The Disappearing Act
A VM went off the network, and actually lost the NIC from within the VM’s hardware.
Pouring through logs, (some thanks to LogInsight, more on that later), I discovered in vmware-xx.log:
2013-11-19T07:33:01.246Z| vcpu-0| Powering off Ethernet0
2013-11-19T07:33:01.246Z| vcpu-0| Hot removal done.
ah ha! This shows Ethernet0 was removed via the “Safely Remove Hardware” icon in the Windows system tray.
The solution is to add a new NIC of the same type.
This is something that happens quite a bit as you can read here: http://blogs.vmware.com/kb/2010/06/nic-is-missing-in-my-virtual-machine.html
A good idea to prevent this would be to disable HotPlug as mentioned in this KB artile: http://kb.vmware.com/kb/1012225
LogInsight was able to show some hints, but didn’t quite nail it. LogInsight showed:
2013-11-19T07:33:01.841Z esxhost.local Vpxa: [FFE6FB90 verbose ‘Default’ opID=WFU-e9559ea6] [VpxaHalVmHostagent] 2746: Config changed ‘config.extraConfig[“ethernet0.pciSlotNumber”].value’
Unfortunately, LogInsight doesn’t index the virtual machine logs (vmware.log). If it did, it would have saved me a lot of time.

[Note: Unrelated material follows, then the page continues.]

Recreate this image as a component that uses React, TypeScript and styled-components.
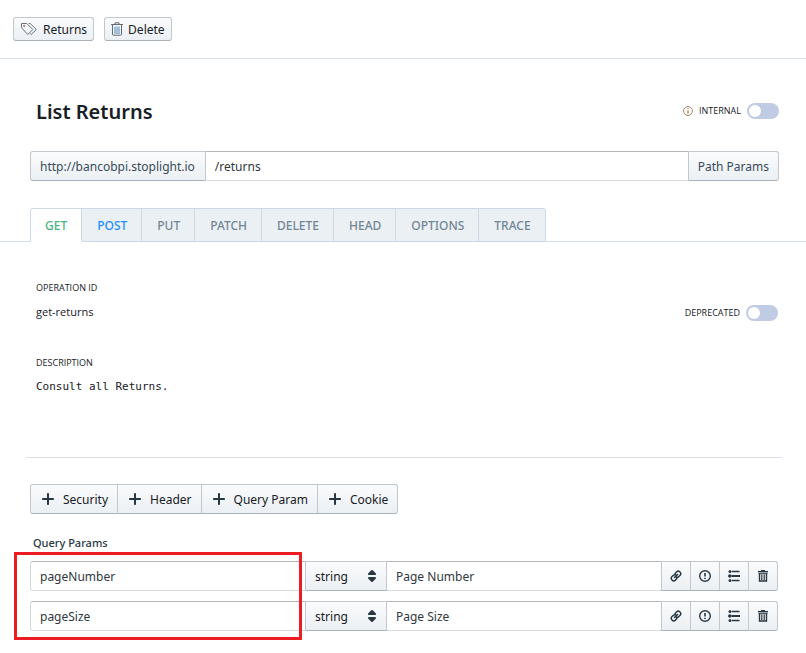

William Lam has done a great post on how to get your vmware.log into the ESXi syslog, http://www.virtuallyghetto.com/2013/07/a-hidden-vsphere-51-gem-forwarding.html
Search and Destroy
From here I needed to find out who the culprit was. Unfortunately there’s no central syslog for our Windows servers, so I had to dig through the event logs. The Security logs are pretty noisey, but I was able to see some users were logged around the time of the incident. No one admitted to accidentally ejecting the hardware, and it wouldn’t have mattered if we did identify the individual. Everyone was now aware of it, and knew to be more careful.